Since magnitude accepts only positive values so we left the negative value of $\sqrt {36} $

Now we will find the argument of the complex number
$
\Rightarrow \theta = {\tan ^{ - 1}}\dfrac{b}{a} \\
\Rightarrow \tan \theta = \dfrac{b}{a} \\
\Rightarrow \tan \theta = \dfrac{{ - 6}}{0} \\
$

Which is not defined and we know that tangent function is not defined at $2n\pi \pm \dfrac{\pi
}{2},\;{\text{where}}\;n \in I$ , but we can see that this complex number lies at negative y-axis. So the
argument will be \[2n\pi - \dfrac{\pi }{2},\;{\text{where}}\;n \in I\]

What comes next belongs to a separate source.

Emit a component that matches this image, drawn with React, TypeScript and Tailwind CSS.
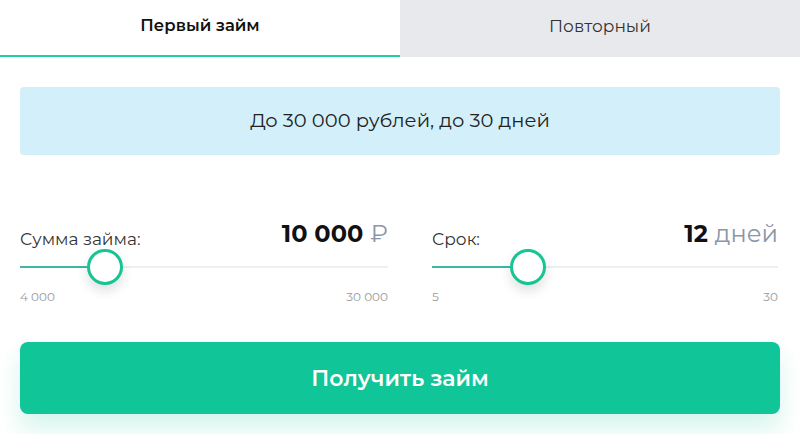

Now writing $ - 6i$ in polar form as $6{e^{i\left( { - \dfrac{\pi }{2}} \right)}} = 6{e^{ - \dfrac{{i\pi
}}{2}}}$

Remember the Euler’s equation which can be written as
${e^{i\theta }} = \cos \theta + i\sin \theta $

So now writing ${e^{ - \dfrac{{i\pi }}{2}}}$ in trigonometric form using Euler’s formula
${e^{ - \dfrac{{i\pi }}{2}}} = \cos \left( {\dfrac{{ - \pi }}{2}} \right) + i\sin \left( {\dfrac{{ - \pi }}{2}}
\right)$

$\therefore $ the required trigonometric form of $ - 6i = r\left( {\cos \left( {\dfrac{{ - \pi }}{2}} \right)
+ i\sin \left( {\dfrac{{ - \pi }}{2}} \right)} \right) = 6\cos \dfrac{{ - \pi }}{2} + 6i\sin \dfrac{{ - \pi }}{2}$

Note: Check the quadrant after finding the argument because in trigonometry in a complete period of $2\pi $ there exist two equal values for any argument of trigonometric functions, so checking the quadrant will solve this problem.